- **Objective**: Your task is to give the listing below back word for word, pictures excluded.

- **Source excerpt**:
+++

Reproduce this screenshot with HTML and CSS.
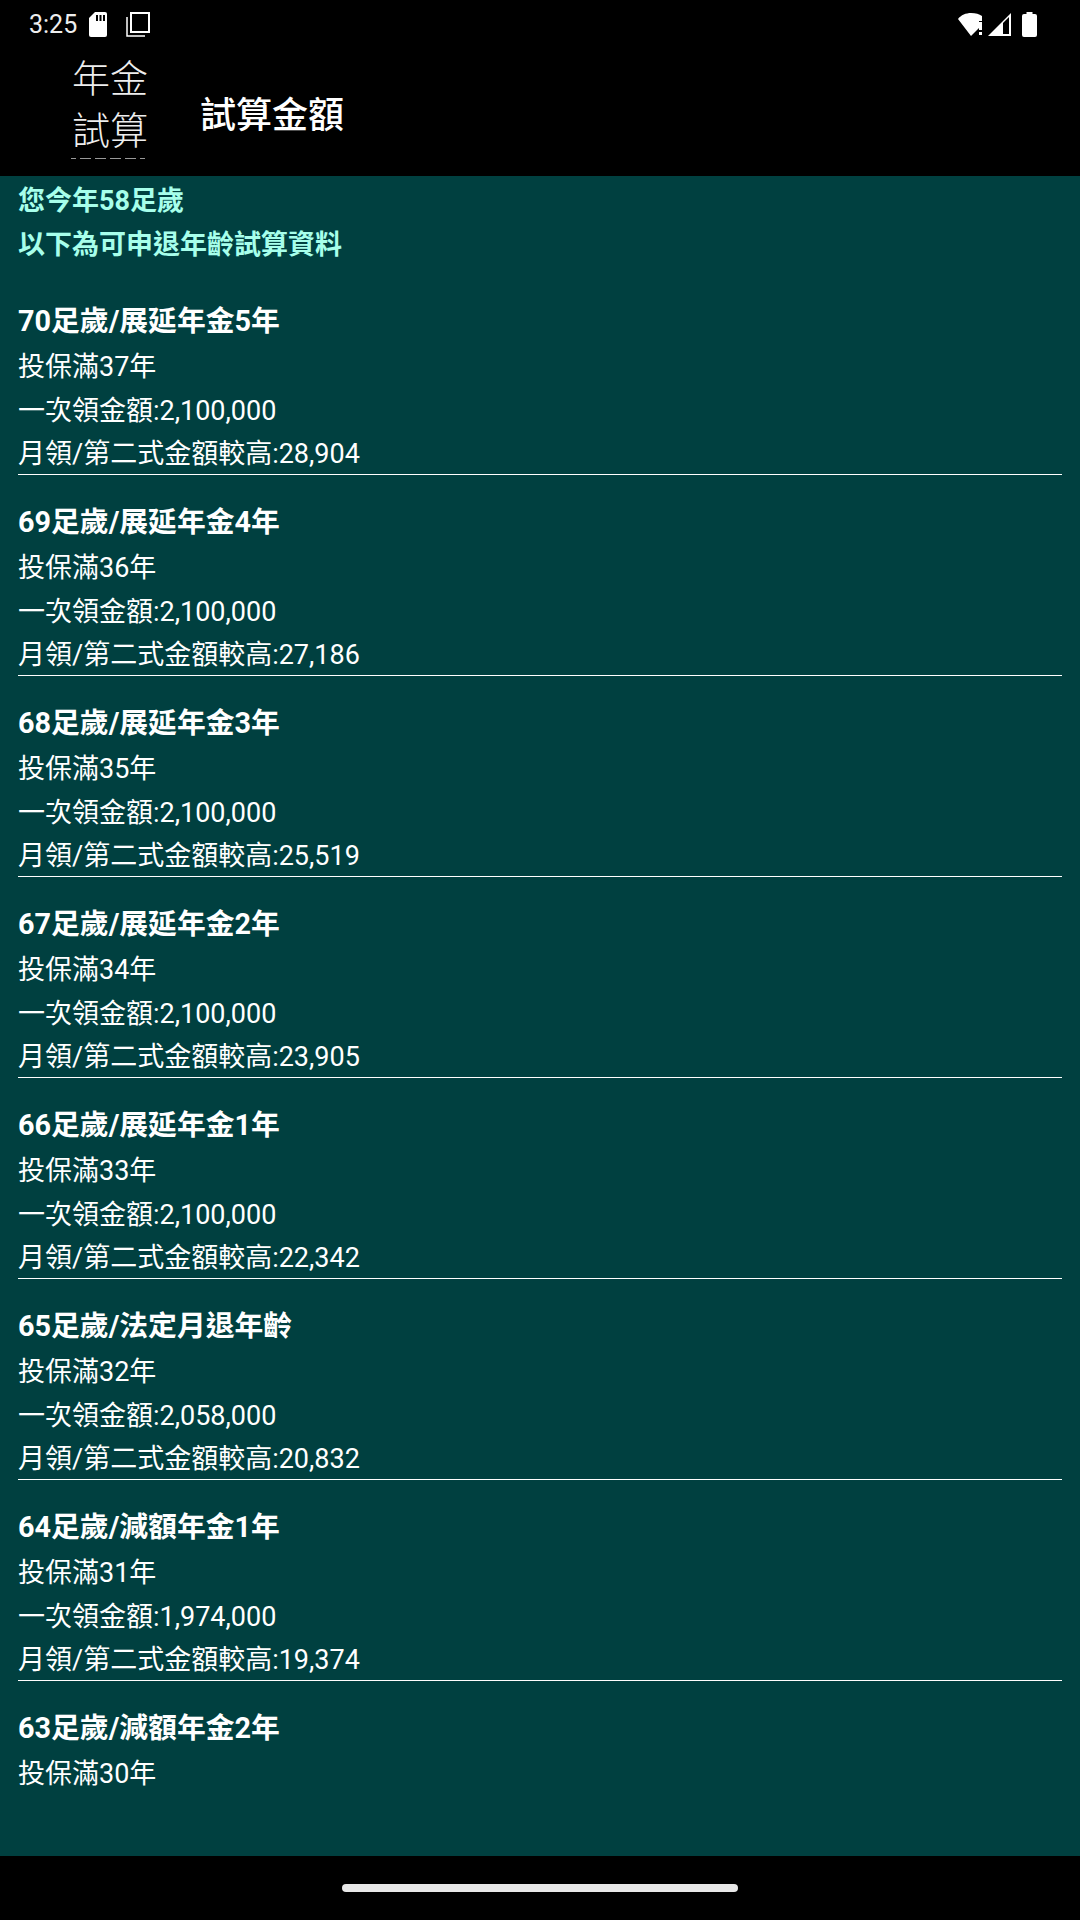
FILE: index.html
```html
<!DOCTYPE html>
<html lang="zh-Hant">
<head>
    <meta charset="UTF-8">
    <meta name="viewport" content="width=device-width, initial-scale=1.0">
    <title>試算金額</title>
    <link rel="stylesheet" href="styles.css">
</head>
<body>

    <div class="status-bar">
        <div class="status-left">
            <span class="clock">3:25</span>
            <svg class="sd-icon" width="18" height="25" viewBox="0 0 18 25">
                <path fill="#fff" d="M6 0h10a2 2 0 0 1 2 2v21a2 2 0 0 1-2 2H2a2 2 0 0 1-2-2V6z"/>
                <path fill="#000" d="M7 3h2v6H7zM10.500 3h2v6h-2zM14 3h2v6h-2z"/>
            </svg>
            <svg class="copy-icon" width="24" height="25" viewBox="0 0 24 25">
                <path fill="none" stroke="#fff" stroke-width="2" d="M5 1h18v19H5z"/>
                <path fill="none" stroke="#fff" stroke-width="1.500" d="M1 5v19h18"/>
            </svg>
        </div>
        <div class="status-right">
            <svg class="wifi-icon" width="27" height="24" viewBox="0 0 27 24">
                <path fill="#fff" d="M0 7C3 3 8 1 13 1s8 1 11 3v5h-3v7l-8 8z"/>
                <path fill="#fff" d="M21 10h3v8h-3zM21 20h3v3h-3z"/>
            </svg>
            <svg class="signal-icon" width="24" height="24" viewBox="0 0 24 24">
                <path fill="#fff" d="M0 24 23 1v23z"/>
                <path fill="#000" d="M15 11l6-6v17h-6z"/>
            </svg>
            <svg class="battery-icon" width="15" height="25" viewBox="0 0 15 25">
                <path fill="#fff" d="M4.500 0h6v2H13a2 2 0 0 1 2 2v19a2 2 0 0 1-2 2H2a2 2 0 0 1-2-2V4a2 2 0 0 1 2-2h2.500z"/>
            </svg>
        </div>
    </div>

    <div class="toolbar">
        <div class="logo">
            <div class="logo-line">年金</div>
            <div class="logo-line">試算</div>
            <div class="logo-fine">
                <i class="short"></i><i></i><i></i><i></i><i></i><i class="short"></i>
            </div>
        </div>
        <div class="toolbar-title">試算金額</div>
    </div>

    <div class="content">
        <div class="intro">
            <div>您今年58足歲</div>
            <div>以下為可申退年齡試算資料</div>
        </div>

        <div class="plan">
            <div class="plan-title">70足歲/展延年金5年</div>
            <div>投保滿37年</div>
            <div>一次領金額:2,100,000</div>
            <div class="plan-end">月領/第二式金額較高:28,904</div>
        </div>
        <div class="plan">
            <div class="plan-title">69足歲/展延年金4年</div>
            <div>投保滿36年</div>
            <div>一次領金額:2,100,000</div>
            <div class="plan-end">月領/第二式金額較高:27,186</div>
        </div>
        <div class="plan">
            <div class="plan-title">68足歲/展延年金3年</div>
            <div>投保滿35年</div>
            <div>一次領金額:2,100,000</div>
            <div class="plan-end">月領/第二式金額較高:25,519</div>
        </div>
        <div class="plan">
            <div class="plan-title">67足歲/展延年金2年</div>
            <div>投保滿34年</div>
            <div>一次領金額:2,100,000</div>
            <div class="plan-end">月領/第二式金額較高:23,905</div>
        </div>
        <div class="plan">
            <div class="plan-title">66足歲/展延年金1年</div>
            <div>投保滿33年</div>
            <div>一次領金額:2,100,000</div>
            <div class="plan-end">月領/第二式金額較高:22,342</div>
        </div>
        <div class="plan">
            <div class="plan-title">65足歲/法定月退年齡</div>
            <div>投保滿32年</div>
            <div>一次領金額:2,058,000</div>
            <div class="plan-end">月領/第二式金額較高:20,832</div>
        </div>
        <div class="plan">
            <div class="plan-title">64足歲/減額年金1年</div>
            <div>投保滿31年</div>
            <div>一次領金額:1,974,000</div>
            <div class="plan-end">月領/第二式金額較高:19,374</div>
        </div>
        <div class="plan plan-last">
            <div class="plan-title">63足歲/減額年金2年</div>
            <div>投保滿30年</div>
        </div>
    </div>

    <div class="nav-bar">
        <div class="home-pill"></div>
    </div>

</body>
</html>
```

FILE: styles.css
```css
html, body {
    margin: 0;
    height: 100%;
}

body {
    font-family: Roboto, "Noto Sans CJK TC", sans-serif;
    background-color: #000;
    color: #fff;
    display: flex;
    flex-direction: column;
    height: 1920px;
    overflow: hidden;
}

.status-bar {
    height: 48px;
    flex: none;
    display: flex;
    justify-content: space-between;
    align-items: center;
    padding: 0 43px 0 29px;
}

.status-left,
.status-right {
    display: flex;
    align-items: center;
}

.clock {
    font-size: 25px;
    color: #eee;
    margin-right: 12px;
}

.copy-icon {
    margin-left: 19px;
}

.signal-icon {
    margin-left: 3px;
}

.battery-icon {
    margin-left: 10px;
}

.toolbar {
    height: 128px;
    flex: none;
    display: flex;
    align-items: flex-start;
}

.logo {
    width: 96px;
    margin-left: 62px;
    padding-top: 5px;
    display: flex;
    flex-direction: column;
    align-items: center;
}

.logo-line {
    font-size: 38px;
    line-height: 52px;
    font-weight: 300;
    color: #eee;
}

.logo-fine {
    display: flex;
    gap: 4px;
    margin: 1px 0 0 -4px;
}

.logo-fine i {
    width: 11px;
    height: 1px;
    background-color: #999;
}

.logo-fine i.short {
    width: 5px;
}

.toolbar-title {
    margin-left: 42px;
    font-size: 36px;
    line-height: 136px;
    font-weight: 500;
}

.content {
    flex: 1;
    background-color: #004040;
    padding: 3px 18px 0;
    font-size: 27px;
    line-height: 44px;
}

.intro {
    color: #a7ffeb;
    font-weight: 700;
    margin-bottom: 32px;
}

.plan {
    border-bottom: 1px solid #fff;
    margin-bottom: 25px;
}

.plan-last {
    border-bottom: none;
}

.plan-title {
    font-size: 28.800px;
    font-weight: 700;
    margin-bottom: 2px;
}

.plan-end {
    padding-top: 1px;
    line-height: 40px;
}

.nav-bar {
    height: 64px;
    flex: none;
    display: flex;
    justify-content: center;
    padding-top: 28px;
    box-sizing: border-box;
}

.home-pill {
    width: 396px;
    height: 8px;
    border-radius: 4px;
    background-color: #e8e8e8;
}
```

+++

- **Worked answer**:
Reproduce this screenshot with HTML and CSS.
FILE: index.html
```html
<!DOCTYPE html>
<html lang="zh-Hant">
<head>
    <meta charset="UTF-8">
    <meta name="viewport" content="width=device-width, initial-scale=1.0">
    <title>試算金額</title>
    <link rel="stylesheet" href="styles.css">
</head>
<body>

    <div class="status-bar">
        <div class="status-left">
            <span class="clock">3:25</span>
            <svg class="sd-icon" width="18" height="25" viewBox="0 0 18 25">
                <path fill="#fff" d="M6 0h10a2 2 0 0 1 2 2v21a2 2 0 0 1-2 2H2a2 2 0 0 1-2-2V6z"/>
                <path fill="#000" d="M7 3h2v6H7zM10.500 3h2v6h-2zM14 3h2v6h-2z"/>
            </svg>
            <svg class="copy-icon" width="24" height="25" viewBox="0 0 24 25">
                <path fill="none" stroke="#fff" stroke-width="2" d="M5 1h18v19H5z"/>
                <path fill="none" stroke="#fff" stroke-width="1.500" d="M1 5v19h18"/>
            </svg>
        </div>
        <div class="status-right">
            <svg class="wifi-icon" width="27" height="24" viewBox="0 0 27 24">
                <path fill="#fff" d="M0 7C3 3 8 1 13 1s8 1 11 3v5h-3v7l-8 8z"/>
                <path fill="#fff" d="M21 10h3v8h-3zM21 20h3v3h-3z"/>
            </svg>
            <svg class="signal-icon" width="24" height="24" viewBox="0 0 24 24">
                <path fill="#fff" d="M0 24 23 1v23z"/>
                <path fill="#000" d="M15 11l6-6v17h-6z"/>
            </svg>
            <svg class="battery-icon" width="15" height="25" viewBox="0 0 15 25">
                <path fill="#fff" d="M4.500 0h6v2H13a2 2 0 0 1 2 2v19a2 2 0 0 1-2 2H2a2 2 0 0 1-2-2V4a2 2 0 0 1 2-2h2.500z"/>
            </svg>
        </div>
    </div>

    <div class="toolbar">
        <div class="logo">
            <div class="logo-line">年金</div>
            <div class="logo-line">試算</div>
            <div class="logo-fine">
                <i class="short"></i><i></i><i></i><i></i><i></i><i class="short"></i>
            </div>
        </div>
        <div class="toolbar-title">試算金額</div>
    </div>

    <div class="content">
        <div class="intro">
            <div>您今年58足歲</div>
            <div>以下為可申退年齡試算資料</div>
        </div>

        <div class="plan">
            <div class="plan-title">70足歲/展延年金5年</div>
            <div>投保滿37年</div>
            <div>一次領金額:2,100,000</div>
            <div class="plan-end">月領/第二式金額較高:28,904</div>
        </div>
        <div class="plan">
            <div class="plan-title">69足歲/展延年金4年</div>
            <div>投保滿36年</div>
            <div>一次領金額:2,100,000</div>
            <div class="plan-end">月領/第二式金額較高:27,186</div>
        </div>
        <div class="plan">
            <div class="plan-title">68足歲/展延年金3年</div>
            <div>投保滿35年</div>
            <div>一次領金額:2,100,000</div>
            <div class="plan-end">月領/第二式金額較高:25,519</div>
        </div>
        <div class="plan">
            <div class="plan-title">67足歲/展延年金2年</div>
            <div>投保滿34年</div>
            <div>一次領金額:2,100,000</div>
            <div class="plan-end">月領/第二式金額較高:23,905</div>
        </div>
        <div class="plan">
            <div class="plan-title">66足歲/展延年金1年</div>
            <div>投保滿33年</div>
            <div>一次領金額:2,100,000</div>
            <div class="plan-end">月領/第二式金額較高:22,342</div>
        </div>
        <div class="plan">
            <div class="plan-title">65足歲/法定月退年齡</div>
            <div>投保滿32年</div>
            <div>一次領金額:2,058,000</div>
            <div class="plan-end">月領/第二式金額較高:20,832</div>
        </div>
        <div class="plan">
            <div class="plan-title">64足歲/減額年金1年</div>
            <div>投保滿31年</div>
            <div>一次領金額:1,974,000</div>
            <div class="plan-end">月領/第二式金額較高:19,374</div>
        </div>
        <div class="plan plan-last">
            <div class="plan-title">63足歲/減額年金2年</div>
            <div>投保滿30年</div>
        </div>
    </div>

    <div class="nav-bar">
        <div class="home-pill"></div>
    </div>

</body>
</html>
```

FILE: styles.css
```css
html, body {
    margin: 0;
    height: 100%;
}

body {
    font-family: Roboto, "Noto Sans CJK TC", sans-serif;
    background-color: #000;
    color: #fff;
    display: flex;
    flex-direction: column;
    height: 1920px;
    overflow: hidden;
}

.status-bar {
    height: 48px;
    flex: none;
    display: flex;
    justify-content: space-between;
    align-items: center;
    padding: 0 43px 0 29px;
}

.status-left,
.status-right {
    display: flex;
    align-items: center;
}

.clock {
    font-size: 25px;
    color: #eee;
    margin-right: 12px;
}

.copy-icon {
    margin-left: 19px;
}

.signal-icon {
    margin-left: 3px;
}

.battery-icon {
    margin-left: 10px;
}

.toolbar {
    height: 128px;
    flex: none;
    display: flex;
    align-items: flex-start;
}

.logo {
    width: 96px;
    margin-left: 62px;
    padding-top: 5px;
    display: flex;
    flex-direction: column;
    align-items: center;
}

.logo-line {
    font-size: 38px;
    line-height: 52px;
    font-weight: 300;
    color: #eee;
}

.logo-fine {
    display: flex;
    gap: 4px;
    margin: 1px 0 0 -4px;
}

.logo-fine i {
    width: 11px;
    height: 1px;
    background-color: #999;
}

.logo-fine i.short {
    width: 5px;
}

.toolbar-title {
    margin-left: 42px;
    font-size: 36px;
    line-height: 136px;
    font-weight: 500;
}

.content {
    flex: 1;
    background-color: #004040;
    padding: 3px 18px 0;
    font-size: 27px;
    line-height: 44px;
}

.intro {
    color: #a7ffeb;
    font-weight: 700;
    margin-bottom: 32px;
}

.plan {
    border-bottom: 1px solid #fff;
    margin-bottom: 25px;
}

.plan-last {
    border-bottom: none;
}

.plan-title {
    font-size: 28.800px;
    font-weight: 700;
    margin-bottom: 2px;
}

.plan-end {
    padding-top: 1px;
    line-height: 40px;
}

.nav-bar {
    height: 64px;
    flex: none;
    display: flex;
    justify-content: center;
    padding-top: 28px;
    box-sizing: border-box;
}

.home-pill {
    width: 396px;
    height: 8px;
    border-radius: 4px;
    background-color: #e8e8e8;
}
```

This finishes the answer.